A tutti sarà capitato, più di una volta, di non essere puntuali ad un appuntamento,di rimandare un impegno, di ritardare una decisione, o di temporeggiare.

Quando però questo modo di fare diventa quotidiano, quando la scelta è sempre rimandata e la nostra agenda si riempie di “farò”, “andrò” e “chiamerò”, allora si può verosimilmente parlare di un problema di procrastinazione.

Possiamo definire gli atteggiamenti di procrastinazione come “la tendenza a rispondere alle situazioni con una dilatazione del tempo di azione che gioca un ruolo essenziale nell’economia dei fatti” [E.Pedrazzoli].

Il procrastinatore agisce con ritardo, all’ultimo momento, dopo la scadenza, o nella peggiore delle ipotesi non entra proprio in azione. Esistono diverse tipologie di procrastinatore:
– il perfezionista, che non agisce perché aspetta la certezza totale della correttezza del suo agire;

– l’iper-responsabile, che non osa fare per paura di sbagliare e danneggiare qualcuno;
– il timoroso del fallimento, che non fa per non sbagliare;

– il timoroso del successo, che rimanda per paura di non riuscire a gestire il successo e l’ansia;
– l’autonomo, che non rispetta tempi e scadenze perché non vuole sentirsi debole accettando le regole;

– l’interpersonale, che non agisce perché aspetta siano gli altri a farlo al posto suo;
– il disorganizzato, che arriva tardi perché non riesce a organizzare azioni, tempi e sequenze volte all’obiettivo.

Un problema di procrastinazione può comportare difficoltà nella vita quotidiana: lavoro, esami, amici e impegni vari non aspettano noi! Il pericolo concreto è che, su questo problema che non riusciamo a gestire, si inneschi anche un disturbo depressivo.
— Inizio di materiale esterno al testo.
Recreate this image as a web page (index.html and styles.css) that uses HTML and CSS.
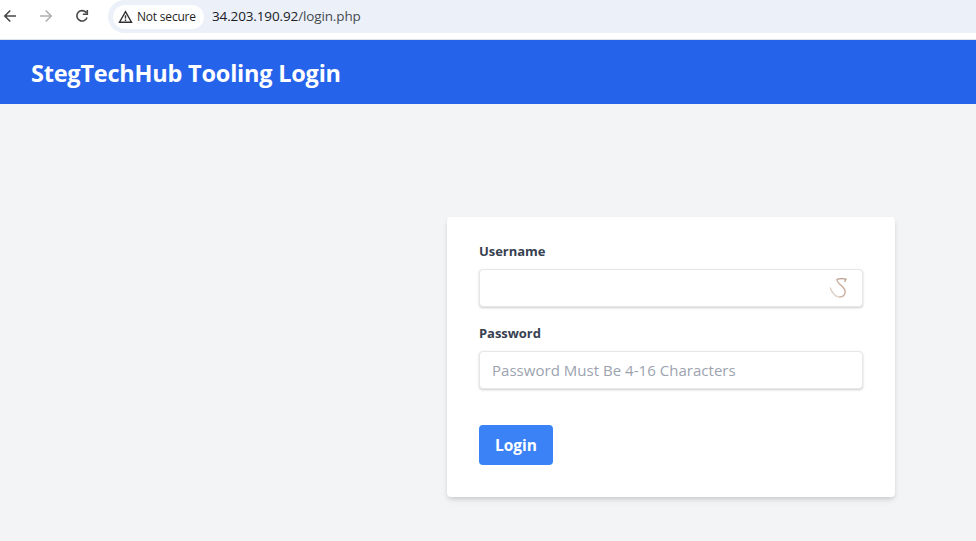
FILE: index.html
```html
<!DOCTYPE html>
<html lang="en">
<head>
<meta charset="utf-8">
<title>StegTechHub Tooling Login</title>
<link rel="stylesheet" href="styles.css">
</head>
<body>
<div class="toolbar">
  <svg class="nav-icons" width="108" height="32" viewBox="0 0 108 32" fill="none" stroke-width="1.6">
    <path d="M16 16H5M10.300 10.500L4.800 16l5.500 5.500" stroke="#474747"/>
    <path d="M40 16h11M45.700 10.500l5.500 5.500-5.500 5.500" stroke="#b0b0b0"/>
    <path d="M86.300 12.800A5.200 5.200 0 1 0 87 17.500M87.300 10v4.300h-4.500" stroke="#474747"/>
  </svg>
  <div class="address">
    <div class="chip">
      <svg width="15" height="14" viewBox="0 0 15 14" fill="none" stroke="#303133" stroke-width="1.400">
        <path d="M7.500 1.700L13.500 12.200H1.500Z"/>
        <path d="M7.500 5.300v3.200M7.500 9.600v1.400"/>
      </svg>
      <span class="chip-text">Not secure</span>
    </div>
    <span class="url">34.203.190.92<span class="path">/login.php</span></span>
  </div>
</div>
<header class="header"><h1>StegTechHub Tooling Login</h1></header>
<main class="main">
  <form class="card">
    <label for="username">Username</label>
    <div class="field">
      <input id="username" type="text">
      <svg class="field-mark" width="20" height="22" viewBox="0 0 20 22" fill="none" stroke-linecap="round">
        <path d="M8 2.300Q12.500 .9 17 2.200L15.800 4.500" stroke="#b99d8c" stroke-width="1.300"/>
        <path d="M8.200 2.500C7 6.500 16.300 9.500 16.200 14.500C16 18.500 13.500 20 10.500 20" stroke="#cdb3a4" stroke-width="1.500"/>
        <path d="M10.500 20C6 19.500 3 14.500 1.300 10.500C1.500 14 4.500 18.500 8.500 20" fill="#eee7e2" stroke="#ddd0c6" stroke-width="1"/>
      </svg>
    </div>
    <label for="password">Password</label>
    <div class="field"><input id="password" type="password" placeholder="Password Must Be 4-16 Characters"></div>
    <button type="button">Login</button>
  </form>
</main>
</body>
</html>
```
FILE: styles.css
```css
* { box-sizing: border-box; }
body {
  margin: 0;
  height: 541px;
  overflow: hidden;
  background: #f3f4f6;
  font-family: "Open Sans", "Noto Sans", sans-serif;
}
.toolbar {
  display: flex;
  height: 40px;
  padding-bottom: 7px;
  background: #fff;
  border-bottom: 1px solid #dfe3ea;
}
.nav-icons { flex: none; }
.address {
  flex: 1;
  display: flex;
  align-items: center;
  height: 33px;
  padding-left: 5px;
  border-radius: 17px 0 0 17px;
  background: #ebf0f9;
}
.chip {
  display: flex;
  align-items: center;
  width: 91px;
  height: 24px;
  padding-left: 5px;
  border-radius: 12px;
  background: #fff;
}
.chip-text {
  margin-left: 4px;
  margin-top: -1px;
  color: #1f1f1f;
  font-size: 12px;
  letter-spacing: -.2px;
  white-space: nowrap;
}
.url {
  margin-left: 8px;
  margin-top: -1px;
  color: #202124;
  font-size: 13.5px;
  letter-spacing: -.13px;
  white-space: nowrap;
}
.path { color: #474b50; }
.header {
  display: flex;
  align-items: center;
  height: 64px;
  padding: 1px 31px 0;
  background: #2563eb;
}
h1 {
  margin: 0;
  color: #fff;
  font-size: 23.5px;
  letter-spacing: -.22px;
  line-height: 32px;
  font-weight: 700;
  white-space: nowrap;
}
.main { padding: 113px 81px 0 447px; }
.card {
  width: 448px;
  height: 280px;
  padding: 24px 32px 32px;
  border-radius: 4px;
  background: #fff;
  box-shadow: 0 4px 6px -1px rgba(0, 0, 0, .1), 0 2px 4px -1px rgba(0, 0, 0, .1);
}
label {
  display: block;
  margin-bottom: 8px;
  color: #374151;
  font-size: 13px;
  letter-spacing: -.05px;
  line-height: 20px;
  font-weight: 700;
}
.field {
  display: flex;
  align-items: center;
  justify-content: flex-end;
  position: relative;
  height: 38px;
  margin-bottom: 16px;
}
input {
  width: 100%;
  height: 38px;
  padding: 0 12px;
  border: 1px solid #e5e7eb;
  border-radius: 4px;
  background: #fff;
  box-shadow: 0 1px 3px rgba(0, 0, 0, .1), 0 1px 2px rgba(0, 0, 0, .1);
  font: 15px "Open Sans", "Noto Sans", sans-serif;
  letter-spacing: .03px;
}
input::placeholder { color: #9ca3af; opacity: 1; }
.field-mark { position: absolute; right: 14px; top: 8px; }
button {
  display: block;
  width: 74px;
  height: 40px;
  margin-top: 36px;
  padding: 0;
  border: 0;
  border-radius: 4px;
  background: #3b82f6;
  color: #fff;
  font: 700 15.5px "Open Sans", "Noto Sans", sans-serif;
}
```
I motivi che stanno alla base di questa modalità di non-azione possono essere individuati in problematiche legate all’ansia (piuttosto che decidere, e tollerare incertezze, pericoli ed errori, non decido), ad un funzionamento ossessivo (non scelgo perché ho bisogno della certezza), alla depressione (fare quella cosa mi costa fatica mentale, non ne ho le forze) ma anche ad un ambiente che richiede prestazioni troppo elevate o eccellenti, al timore di perdere l’immagine sociale, di deludere o fallire. Il procrastinatore aspetta che dall’esterno arrivino le condizioni perfette per agire.

Cosa può limitare la tendenza a rimandare? Le scadenze esterne, che grazie al senso del dovere ci cotringono all’azione; le scadenze interne (ovvero il benessere e la “liberazione” che proverei facendo quella cosa che rimando da mesi) hanno invece poco interesse per il procrastinatore, perché prevale il malessere legato all’ansia.

E per risolvere la procrastinazione? E’ necessario compiere lo sforzo di iniziare ad agire, magari partendo dagli impegni che ci costano meno fatica: solo l’evidenza del fatto che si sopravvive all’ansia che l’azione genera, che eventuali errori sono rimediabili, e che si è in grado di tollerare l’incertezza degli esiti e le forti emozioni ad essi collegate, può davvero essere d’aiuto. Si tratta di fare, con consapevolezza, il primo passo!

Provate a controllare la vostra agenda: se sono mesi che spostate quell’appuntamento, che rimandate quell’esame, che arrivate tardi per quella presentazione…fermatevi e cercate di capire cosa provate ogni volta che rimandate e cosa pensate di voi stessi quando questo succede.